Prepare data for training

CIFAR-10 is a common benchmark in machine learning for image recognition. Below example is based on CIFAR-10 dataset.

1) Checkout https://github.com/tensorflow/models/:

git clone https://github.com/tensorflow/models/

2) Go to models/tutorials/image/cifar10_estimator

3) Generate data by using following command: (required Tensorflow installed)

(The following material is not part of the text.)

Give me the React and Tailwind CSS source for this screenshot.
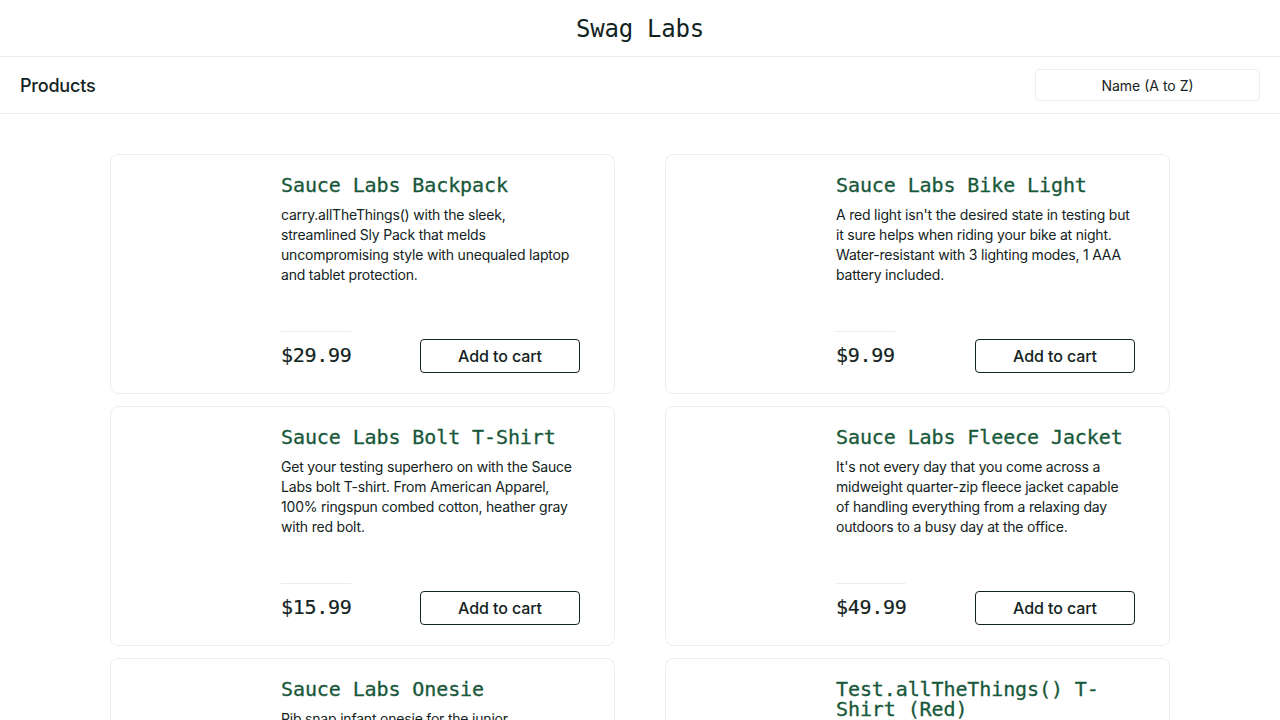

python generate_cifar10_tfrecords.py --data-dir=cifar-10-data

4) Upload data to HDFS

hadoop fs -put cifar-10-data/ /dataset/cifar-10-data

Please note that:

YARN service doesn’t allow multiple services with the same name, so please run following command

yarn application -destroy <service-name>

to delete services if you want to reuse the same service name.

Prepare Docker images

Refer to Write Dockerfile to build a Docker image or use prebuilt one.

Run Tensorflow jobs

Run standalone training

yarn jar path/to/hadoop-yarn-applications-submarine-3.2.0-SNAPSHOT.jar \
   job run --name tf-job-001 --verbose --docker_image hadoopsubmarine/tf-1.8.0-gpu:0.0.1 \
   --input_path hdfs://default/dataset/cifar-10-data \
   --env DOCKER_JAVA_HOME=/usr/lib/jvm/java-8-openjdk-amd64/jre/
   --env DOCKER_HADOOP_HDFS_HOME=/hadoop-3.1.0
   --num_workers 1 --worker_resources memory=8G,vcores=2,gpu=1 \
   --worker_launch_cmd "cd /test/models/tutorials/image/cifar10_estimator && python cifar10_main.py --data-dir=%input_path% --job-dir=%checkpoint_path% --train-steps=10000 --eval-batch-size=16 --train-batch-size=16 --num-gpus=2 --sync" \
   --tensorboard --tensorboard_docker_image wtan/tf-1.8.0-cpu:0.0.3

Explanations:

When access of HDFS is required, the two environments are required to indicate: JAVA_HOME and HDFS_HOME to access libhdfs libraries inside Docker image. We will try to eliminate specifying this in the future.
Docker image for worker and tensorboard can be specified separately. For this case, Tensorboard doesn’t need GPU, so we will use cpu Docker image for Tensorboard. (Same for parameter-server in the distributed example below).

Run distributed training

yarn jar path/to/hadoop-yarn-applications-submarine-3.2.0-SNAPSHOT.jar \
   job run --name tf-job-001 --verbose --docker_image hadoopsubmarine/tf-1.8.0-gpu:0.0.1 \
   --input_path hdfs://default/dataset/cifar-10-data \
   --env(s) (same as standalone)
   --num_workers 2 \
   --worker_resources memory=8G,vcores=2,gpu=1 \
   --worker_launch_cmd "cd /test/models/tutorials/image/cifar10_estimator && python cifar10_main.py --data-dir=%input_path% --job-dir=%checkpoint_path% --train-steps=10000 --eval-batch-size=16 --train-batch-size=16 --num-gpus=2 --sync"  \
   --ps_docker_image wtan/tf-1.8.0-cpu:0.0.3 \
   --num_ps 1 --ps_resources memory=4G,vcores=2,gpu=0  \
   --ps_launch_cmd "cd /test/models/tutorials/image/cifar10_estimator && python cifar10_main.py --data-dir=%input_path% --job-dir=%checkpoint_path% --num-gpus=0" \
   --tensorboard --tensorboard_docker_image wtan/tf-1.8.0-cpu:0.0.3

Explanations:

>1 num_workers indicates it is a distributed training.
Parameters / resources / Docker image of parameter server can be specified separately. For many cases, parameter server doesn’t require GPU.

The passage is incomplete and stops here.